Coronavirus

Update: Kings Drive farmers market delays opening to add coronavirus safety measures

UPDATE: The Kings Drive farmers market will postpone its season opening a week, from this Friday to April 10 to add some coronavirus-related precautions.

Norman Simpson, one of the market’s owners, said the extra week is for building fiberglass shields between customers and cashiers to protect against germ exchange. Also, the market is installing a sink for hand-washing.

Simpson said he plans to open first thing in the morning April 10. The market is open Tuesdays, Fridays and Saturdays.

The Simpson family has sold vegetables to Charlotteans since 1941 on Kings Drive, and face a tough question:

Will customers keep coming to their farmer’s market with Mecklenburg County under a stay-at-home order through April 16 because of the novel coronavirus pandemic?

Traditionally, the Simpsons open their market, on the corner of Kings and Morehead Road, the first Friday in April and close around Halloween.

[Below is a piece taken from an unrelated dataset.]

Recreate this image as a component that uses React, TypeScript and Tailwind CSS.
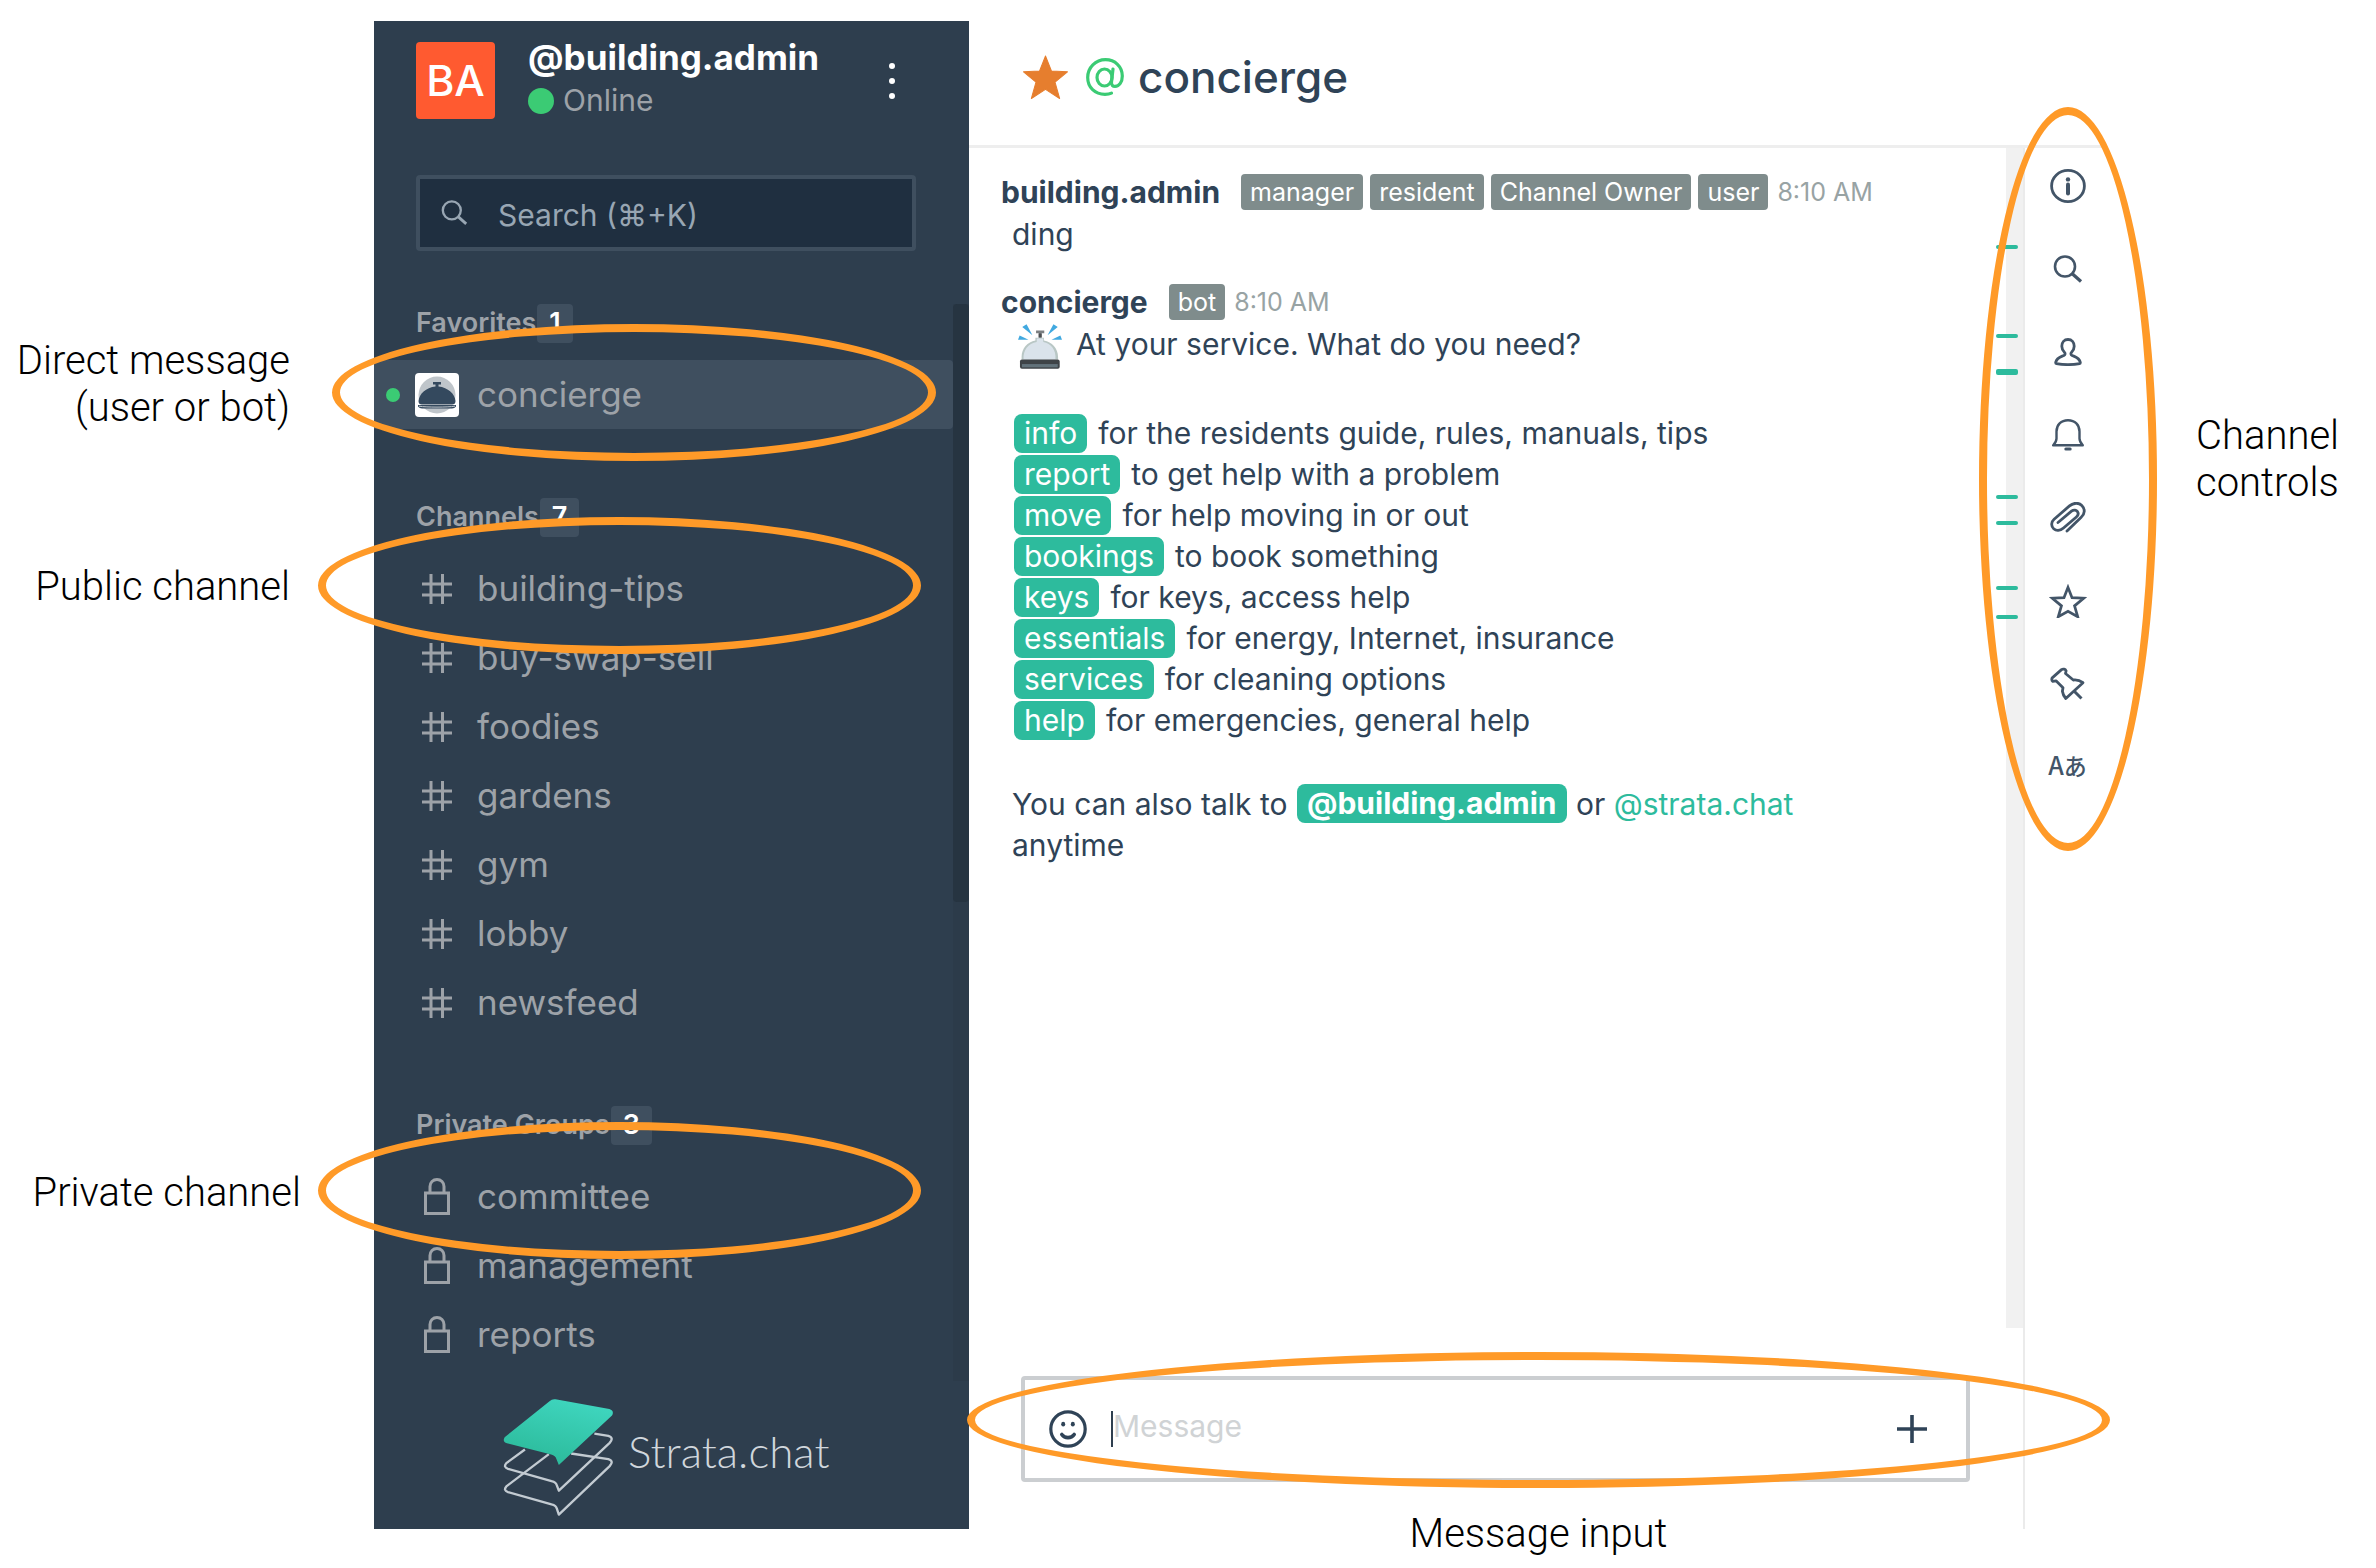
import React from 'react';

interface IconProps {
  className?: string;
}

const SearchIcon: React.FC<IconProps> = ({ className }) => (
  <svg viewBox="0 0 30 28" fill="none" stroke="currentColor" className={className} aria-hidden="true">
    <circle cx="12" cy="11.5" r="10" strokeWidth="2.6" />
    <path d="M19 18.5l9 8" strokeWidth="3.2" />
  </svg>
);

const InfoIcon = () => (
  <svg viewBox="0 0 36 34" fill="none" stroke="currentColor" className="w-9">
    <ellipse cx="18" cy="17" rx="16.4" ry="15.6" strokeWidth="2.8" />
    <circle cx="18" cy="10.4" r="2.2" fill="currentColor" stroke="none" />
    <path d="M18 15.6v8.8" strokeWidth="4" strokeLinecap="round" />
  </svg>
);

const UserIcon = () => (
  <svg viewBox="0 0 28 28" fill="none" stroke="currentColor" strokeWidth="2.8" strokeLinejoin="round" className="w-7">
    <path d="M14 1.500c-3.800 0-6.200 2.900-6.200 6.700 0 2.600 1.200 4.600 2.700 6.200.9 1 .8 2.500-.6 3.100C6.500 19 2.700 19.700 1.700 24.400c0 0-.1 1 .7 1.200 6.800 1.200 16.400 1.200 23.200 0 .8-.2.7-1.200.7-1.200-1-4.700-4.800-5.400-8.200-6.900-1.400-.6-1.500-2.100-.6-3.100 1.500-1.600 2.700-3.600 2.700-6.200 0-3.800-2.400-6.700-6.200-6.700z" />
  </svg>
);

const BellIcon = () => (
  <svg viewBox="0 0 32 32" fill="none" stroke="currentColor" strokeWidth="2.400" strokeLinejoin="round" className="w-8">
    <path d="M16 1.200C9 1.200 4.500 6 4.500 12.500v7c0 2.600-1.200 4.500-3.300 6.800h29.600c-2.100-2.300-3.300-4.200-3.300-6.800v-7C27.500 6 23 1.200 16 1.200z" />
    <path d="M13.800 30h4.400" strokeWidth="3" strokeLinecap="round" />
  </svg>
);

const ClipIcon = () => (
  <svg viewBox="0 0 36 32" fill="none" stroke="currentColor" strokeWidth="2.800" strokeLinecap="round" className="w-9">
    <path d="M8 20.500L21.500 9.200c2-1.600 4.600-1.400 5.800.2 1.300 1.700.9 4-.9 5.600L13.500 26c-3.400 2.900-7.300 3-9.800.8-2.800-2.600-2.700-6.900.4-9.600L19.500 3.900C23.600.5 28.700.4 31.800 3.400c3.500 3.400 3.200 8.600-.6 11.800L17 29" />
  </svg>
);

const StarOutlineIcon = () => (
  <svg viewBox="0 0 36 33" fill="none" stroke="currentColor" strokeWidth="2.600" strokeLinejoin="miter" className="w-[38px]">
    <path d="M18 3.200l3.800 9.800 11 .5-8.600 7.200 3 10.300-9.200-5.200-9.200 5.200 3-10.300-8.600-7.200 11-.5z" />
  </svg>
);

const PinIcon = () => (
  <svg viewBox="0 0 36 34" fill="none" stroke="currentColor" strokeWidth="2.800" strokeLinejoin="round" className="w-9">
    <path d="M11.500 2.600l-9 8c-1 1-1 3 .2 3.800l3.300-.6 7 7-.6 3.400c.4 3 1.600 5.200 3.400 7.300L33 15.700c-3-2.200-6-3.200-9.700-2.700L15.500 6.500l.6-2.700c-.8-1.700-3-2.200-4.600-1.200z" />
    <path d="M24.500 24.500l7 7" strokeWidth="3" />
  </svg>
);

const SmileyIcon = () => (
  <svg viewBox="0 0 38 38" fill="none" stroke="currentColor" className="w-[38px]">
    <circle cx="19" cy="19" r="17.200" strokeWidth="3.200" />
    <ellipse cx="14.200" cy="14.200" rx="2" ry="2.400" fill="currentColor" stroke="none" />
    <ellipse cx="23.800" cy="14.200" rx="2" ry="2.400" fill="currentColor" stroke="none" />
    <path d="M12.800 24.500c3 4.200 9.400 4.200 12.400 0" strokeWidth="3.600" strokeLinecap="round" />
  </svg>
);

const HashIcon = () => (
  <svg viewBox="0 0 30 30" fill="none" stroke="currentColor" strokeWidth="3" className="w-[30px]">
    <path d="M9 0v30M20.500 0v30M0 10h30M0 21h30" />
  </svg>
);

const LockIcon = () => (
  <svg viewBox="0 0 26 37" fill="none" stroke="currentColor" strokeWidth="3" className="w-[26px]">
    <path d="M1.500 15h23v20.500h-23zM6 15V8.500C6 4.500 9 1.500 13 1.500s7 3 7 7V15" />
  </svg>
);

const ConciergeAvatar = () => (
  <svg viewBox="0 0 44 44" className="w-11 rounded-[4px] bg-white">
    <circle cx="22" cy="22" r="18.500" fill="#bfc5ca" />
    <path d="M18 9h8v2.500h-2.500v2C33 14.500 40 21 40.500 28c0 2-.8 3.200-2 3.200h-33c-1.200 0-2-1.200-2-3.200C4 21 11 14.500 20.500 13.500v-2H18z" fill="#34495e" />
    <path d="M3 32h38v1.500c-1 1.200-2.500 2-4 2H7c-1.500 0-3-.8-4-2z" fill="#34495e" />
    <path d="M4 33.200c8 1.200 28 1.200 36 0" stroke="#bfc5ca" fill="none" />
  </svg>
);

const BellhopEmoji = () => (
  <svg viewBox="24 74 134 138" className="w-11 shrink-0">
    <path d="M37 83l13-8 18 33zM24 122l5-13 27 13zM145 83l-13-8-18 33zM158 122l-5-13-27 13z" fill="#41a9e0" />
    <path d="M79 94h25v8H96v18h-9v-18h-8z" fill="#7b7f82" />
    <path d="M87 103h9v12h-9z" fill="#4b4f52" />
    <path d="M35 182v-8c0-26 18-46 42-50v-8h26v8c24 4 43 24 43 50v8z" fill="#b9c7c5" />
    <path d="M41 182c-2-28 14-48 40-53v-11h20v11c24 5 40 25 37 53z" fill="#dae3eb" />
    <rect x="30" y="182" width="121" height="28" rx="6" fill="#3e4347" />
    <rect x="36" y="196" width="109" height="10" fill="#62727a" />
  </svg>
);

const LogoMark = () => (
  <svg viewBox="10 23 334 356" fill="none" className="w-[111px]">
    <defs>
      <linearGradient id="sheet" x1="0.7" y1="0" x2="0.3" y2="1">
        <stop offset="0" stopColor="#3fd6bf" />
        <stop offset="1" stopColor="#2bb999" />
      </linearGradient>
    </defs>
    <g stroke="#c3cbd2" strokeWidth="7" strokeLinejoin="round">
      <path d="M148 192L20 289q-10 12 5 17l131 37q14 3 16 13l6 18L331 228q14-15-4-21L215 190" />
      <path d="M76 178L20 219q-10 12 5 17l131 37q14 3 16 13l6 16L331 158q14-15-4-21L285 130" />
    </g>
    <path d="M150 33q8-8 18-6l162 29q16 5 8 20L178 225l-7-18q-3-10-16-14L22 159q-15-5-7-18z" fill="url(#sheet)" />
  </svg>
);

// Orange ring drawn over whatever it is placed in
const Ring: React.FC<IconProps> = ({ className }) => (
  <div className={`pointer-events-none absolute z-20 rounded-[50%] border-8 border-[#ff9a28] ${className}`} />
);

interface SectionProps {
  title: string;
  children: React.ReactNode;
}

const Section: React.FC<SectionProps> = ({ title, children }) => (
  <section className="mb-[69px] last:mb-3">
    <h3 className="mb-[17px] flex h-[39px] items-center pl-[42px] text-[27px] font-semibold">
      {title}
      <span className="ml-px flex h-full items-center rounded-[4px] bg-[#3f4f5f] px-3 text-white">
        {React.Children.count(children)}
      </span>
    </h3>
    <ul>{children}</ul>
  </section>
);

interface RoomProps {
  name: string;
  icon: React.ReactNode;
  active?: boolean;
  ring?: string;
}

const Room: React.FC<RoomProps> = ({ name, icon, active, ring }) => (
  <li className="relative">
    <a
      href={`#${name}`}
      className={`flex h-[69px] items-center rounded-r-[4px] pl-3 text-[35px] ${active ? 'bg-[#3f4f5f]' : ''}`}
    >
      <span className={`mr-[15px] size-[14px] rounded-full ${active ? 'bg-[#3bcb74]' : ''}`} />
      <span className="mr-[18px] flex w-11 justify-center">{icon}</span>
      {name}
    </a>
    {ring && <Ring className={ring} />}
  </li>
);

const channels = ['building-tips', 'buy-swap-sell', 'foodies', 'gardens', 'gym', 'lobby', 'newsfeed'];
const groups = ['committee', 'management', 'reports'];

const commands = [
  ['info', 'for the residents guide, rules, manuals, tips'],
  ['report', 'to get help with a problem'],
  ['move', 'for help moving in or out'],
  ['bookings', 'to book something'],
  ['keys', 'for keys, access help'],
  ['essentials', 'for energy, Internet, insurance'],
  ['services', 'for cleaning options'],
  ['help', 'for emergencies, general help'],
];

const controls = [
  { label: 'Info', icon: <InfoIcon /> },
  { label: 'Search messages', icon: <SearchIcon className="w-[30px]" /> },
  { label: 'Members', icon: <UserIcon /> },
  { label: 'Notifications', icon: <BellIcon /> },
  { label: 'Files', icon: <ClipIcon /> },
  { label: 'Starred', icon: <StarOutlineIcon /> },
  { label: 'Pinned', icon: <PinIcon /> },
];

interface MessageHeadProps {
  user: string;
  tags: string[];
  time: string;
}

const MessageHead: React.FC<MessageHeadProps> = ({ user, tags, time }) => (
  <div className="flex h-9 items-center gap-[7px] text-[25px]">
    <span className="mr-3.5 text-[30px] font-bold">{user}</span>
    {tags.map((tag) => (
      <span key={tag} className="flex h-full items-center rounded-[4px] bg-[#7f8c8c] px-[9px] text-white">
        {tag}
      </span>
    ))}
    <time className="ml-0.5 text-[#98a3a4]">{time}</time>
  </div>
);

const Sidebar = () => (
  <aside className="flex w-[595px] shrink-0 flex-col bg-[#2e3e4e] pt-[15px] text-[#9da2a8]">
    <div className="flex pr-[54px] pl-[42px]">
      <div className="mt-1.5 flex h-[77px] w-[79px] items-center justify-center rounded-[4px] bg-[#ff5a30] text-[43px] font-medium text-white">
        BA
      </div>
      <div className="ml-[33px] leading-[43px]">
        <div className="text-[35px] font-bold text-white">@building.admin</div>
        <div className="flex items-center gap-[9px] text-[30px]">
          <span className="size-[26px] rounded-full bg-[#3bcb74]" />
          Online
        </div>
      </div>
      <button aria-label="Menu" className="ml-auto flex w-[46px] flex-col items-center justify-center gap-[9px] pt-1">
        <span className="size-1.5 rounded-full bg-white" />
        <span className="size-1.5 rounded-full bg-white" />
        <span className="size-1.5 rounded-full bg-white" />
      </button>
    </div>

    <label className="mt-[53px] mr-[53px] ml-[42px] flex h-[76px] items-center rounded-[4px] border-4 border-[#3f4f5f] bg-[#1f2f40] pl-[21px] text-[#98a6b3]">
      <SearchIcon className="w-[27px] shrink-0" />
      <input
        aria-label="Search"
        placeholder="Search (⌘+K)"
        className="ml-[30px] w-full min-w-0 pt-1 text-[30px] outline-none placeholder:text-[#98a6b3]"
      />
    </label>

    <div className="mt-[53px] flex">
      <nav className="min-w-0 flex-1">
        <Section title="Favorites">
          <Room name="concierge" icon={<ConciergeAvatar />} active ring="-top-[36px] -left-[42px] h-[137px] w-[604px]" />
        </Section>
        <Section title="Channels">
          {channels.map((name, i) => (
            <Room
              key={name}
              name={name}
              icon={<HashIcon />}
              ring={i === 0 ? '-top-[37px] -left-[56px] h-[137px] w-[603px]' : undefined}
            />
          ))}
        </Section>
        <Section title="Private Groups">
          {groups.map((name, i) => (
            <Room
              key={name}
              name={name}
              icon={<LockIcon />}
              ring={i === 0 ? '-top-[40px] -left-[56px] h-[137px] w-[603px]' : undefined}
            />
          ))}
        </Section>
      </nav>
      <div className="w-4 bg-[#2c3b4a]">
        <div className="h-[598px] rounded-[4px] bg-[#263441]" />
      </div>
    </div>

    <div className="mt-[17px] flex items-center pb-3 pl-[129px] font-['Lato',sans-serif] text-[44px] font-light text-[#d0d6dc]">
      <LogoMark />
      <span className="ml-3.5 pb-3">Strata.chat</span>
    </div>
  </aside>
);

const Messages = () => (
  <div className="min-w-0 flex-1 pt-[26px] pl-8 text-[30px] leading-[41px]">
    <article>
      <MessageHead user="building.admin" tags={['manager', 'resident', 'Channel Owner', 'user']} time="8:10 AM" />
      <p className="mt-1 pl-[11px]">ding</p>
    </article>
    <article className="mt-[29px]">
      <MessageHead user="concierge" tags={['bot']} time="8:10 AM" />
      <div className="mt-1 pr-[150px] pl-[11px]">
        <p className="flex gap-3.5 pl-1.5">
          <BellhopEmoji />
          At your service. What do you need?
        </p>
        <ul className="mt-11">
          {commands.map(([command, text]) => (
            <li key={command} className="flex h-[41px] items-center gap-[11px] pl-0.5">
              <button className="h-[39px] rounded-[8px] bg-[#2dbb9d] px-2.5 leading-[39px] text-white">{command}</button>
              {text}
            </li>
          ))}
        </ul>
        <p className="mt-[43px]">
          You can also talk to{' '}
          <a href="#building.admin" className="mx-px inline-block h-[39px] rounded-[8px] bg-[#2dbb9d] px-2.5 align-top leading-[39px] font-bold text-white">
            @building.admin
          </a>{' '}
          or{' '}
          <a href="#strata.chat" className="text-[#2dbb9d]">
            @strata.chat
          </a>{' '}
          anytime
        </p>
      </div>
    </article>
  </div>
);

const mark = 'absolute -left-2.5 w-[22px] rounded-[2px] bg-[#2dbb9d]';

// Mentions and unread positions shown beside the scrollbar
const ScrollTrack = () => (
  <div className="relative w-[17px] shrink-0 bg-[#f1f1f1]">
    <span className={`${mark} top-[97px] h-1`} />
    <span className={`${mark} top-[186px] h-1`} />
    <span className={`${mark} top-[221px] h-1.5`} />
    <span className={`${mark} top-[347px] h-1`} />
    <span className={`${mark} top-[373px] h-1`} />
    <span className={`${mark} top-[438px] h-1`} />
    <span className={`${mark} top-[467px] h-1`} />
  </div>
);

const Composer = () => (
  <div className="relative mt-12 mr-[53px] mb-[47px] ml-[52px]">
    <div className="flex h-[106px] items-center rounded-[4px] border-4 border-[#cbced1] pr-[39px] pl-6">
      <button aria-label="Emoji">
        <SmileyIcon />
      </button>
      <span className="ml-6 h-9 w-0.5 bg-[#2f3f4f]" />
      <input
        aria-label="Message"
        placeholder="Message"
        className="h-12 min-w-0 flex-1 pb-1.5 text-[30px] outline-none placeholder:text-[#d0d3d5]"
      />
      <button aria-label="Add">
        <svg viewBox="0 0 30 28" stroke="currentColor" strokeWidth="3.600" className="w-[30px]">
          <path d="M0 14h30M15 0v28" />
        </svg>
      </button>
    </div>
    <Ring className="-top-6 -right-[140px] -bottom-1.5 -left-[54px]" />
    <p className="absolute top-[134px] -right-[142px] -left-14 text-center font-['Roboto',sans-serif] text-[40px] leading-[47px] font-light text-black">
      Message input
    </p>
  </div>
);

export default function App() {
  return (
    <div className="flex min-h-screen bg-white pt-[21px] pb-[39px] font-['Inter',sans-serif] text-[#2f4357]">
      <div className="w-[374px] shrink-0 pt-[316px] pr-[84px] text-right font-['Roboto',sans-serif] text-[40px] leading-[47px] font-light text-black">
        <p>
          Direct message
          <br />
          (user or bot)
        </p>
        <p className="mt-[132px]">Public channel</p>
        <p className="mt-[559px] -mr-[11px]">Private channel</p>
      </div>

      <Sidebar />

      <main className="flex min-w-0 flex-1 flex-col">
        <header className="flex h-[127px] items-center border-b-3 border-[#eeeeee] pb-3 pl-[54px]">
          <svg viewBox="0 0 44 43" fill="#e67e2e" stroke="#e67e2e" strokeLinejoin="round" className="w-[45px]">
            <path d="M22 1l5.800 14.600L43.500 16.400 31.300 26.600 35.800 42.500 22 33.600 8.200 42.500l4.500-15.900L.5 16.400l15.700-.8z" />
          </svg>
          <svg viewBox="0 0 38 38" fill="none" stroke="#3bcb74" strokeWidth="3.200" strokeLinecap="round" className="ml-[18px] w-[38px]">
            <ellipse cx="18.500" cy="19.500" rx="7.500" ry="8.500" />
            <path d="M27 11l-1.500 13c-.3 3 1.300 4.400 3.500 4.400 4.300 0 7.300-4.400 7.300-10.400C36.300 8.500 29 1.700 19.500 1.700 9.500 1.700 1.700 9.500 1.700 19.500c0 10 7.300 16.800 17.300 16.800 2.500 0 4.800-.4 6.500-1.200" />
          </svg>
          <h1 className="ml-3.5 text-[44px] font-medium">concierge</h1>
        </header>

        <div className="flex flex-1">
          <div className="flex min-w-0 flex-1 flex-col">
            <div className="flex flex-1">
              <Messages />
              <ScrollTrack />
            </div>
            <Composer />
          </div>

          <div className="relative flex w-[82px] shrink-0 flex-col items-center gap-[41px] border-l-2 border-[#ebebeb] pt-[17px] pl-[5px] text-[#435568]">
            {controls.map(({ label, icon }) => (
              <button key={label} aria-label={label} className="flex size-[42px] items-center justify-center">
                {icon}
              </button>
            ))}
            <button className="flex h-[42px] items-center pb-1 font-['Noto_Sans_CJK_JP',sans-serif] text-[25px] font-medium">
              A<span className="text-[23px]">あ</span>
            </button>
            <Ring className="-top-[41px] -left-[46px] h-[744px] w-[178px]" />
          </div>
        </div>
      </main>

      <div className="w-[271px] shrink-0 pt-[391px] pl-[91px] font-['Roboto',sans-serif] text-[40px] leading-[47px] font-light text-black">
        Channel
        <br />
        controls
      </div>
    </div>
  );
}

The space is set up with tents and tables, early-season produce is ready for shipping from Florida and a big sign on the property promotes April 3 as the opening date.

However, Norman Simpson, one of the owners, said Thursday the family might postpone opening for another week to assess how Charlotte adapts to the stay-at-home order county commission voted Tuesday to invoke.

Because farmer’s markets sell food, they are allowed to stay open under the order. The year-round regional farmer’s market on Yorkmont Road was open Thursday after the order went into effect.

As with many small businesses, the question becomes not just if it’s legal to be open during stay-at-home restrictions, but whether it’s viable for both customers and employees.

“We want to be here for the community and for the work— this is what we do for a living,” Simpson said. “We don’t want to collapse. But it’s a fine line to be cost-effective. Is there going to be enough cashiers willing to do it? Are there going to be enough customers to even have cashiers?

“We’re talking about it, praying about it. Trying to figure out what we need to do and what we should do.”

Sense of community

The Simpson family has been at the Kings Drive location since grandfather Willie started selling vegetables out of the back of his pickup truck in 1941. Norman’s father, Darrell, expanded the business, based out of the family farm near Indian Trail, into the current spring-to-fall format.

The three days a week they are open — Tuesdays, Fridays and Saturday — create a sense of community, with customers browsing the stalls not only for produce and plants, but for meats, seafood and baked goods in space other vendors rent.

That sense of community could get lost when social distancing prescribes staying at least six feet apart to limit the spread of COVID-19, the disease caused by the coronavirus.

“Our customers and cashiers typically are 3 feet apart,” Simpson said, spreading his arms and shifting back-and-forth to demonstrate a typical purchase.

Farmer’s markets also do a lot of cash transactions. The Kings Drive market has credit card processors for every cashier, but even then, Simpson said, “you’re still going to be trading hands with every credit card.”

Simpson said the family is still working through particulars, such as how to display unpackaged produce for customers to buy at a time when fighting infection transmission is of paramount importance.

Farmers on hold

The year-round farmer’s market on Yorkmont that was open Thursday just had two customers at the indoor facility late -morning. Amie Newsome, who manages the facility, was busy on a conference call and did not return an Observer message as of mid-afternoon.

Farmer’s markets typically open in April, and some other businesses have started converting to that model during the stay-at-home order. For instance, the NoDa Company Store bar switched to a fresh market concept this week.

The Simpsons have established decades of relationships with farmers up and down the East Coast to sell produce seven months out of the year. Everything is in place if there is a market for the concept in these extreme times.

“Florida (crops are) there: The tomatoes are there. The strawberries are there. The squash, the cucumbers. They’re saying, ‘We’re ready! Come get it!’ ” It’s just nobody knows what to do yet,” Norman Simpson said.

“We’re just working every day toward April 3. We may have to decide at the last minute to back up a week. We really don’t know what to do.”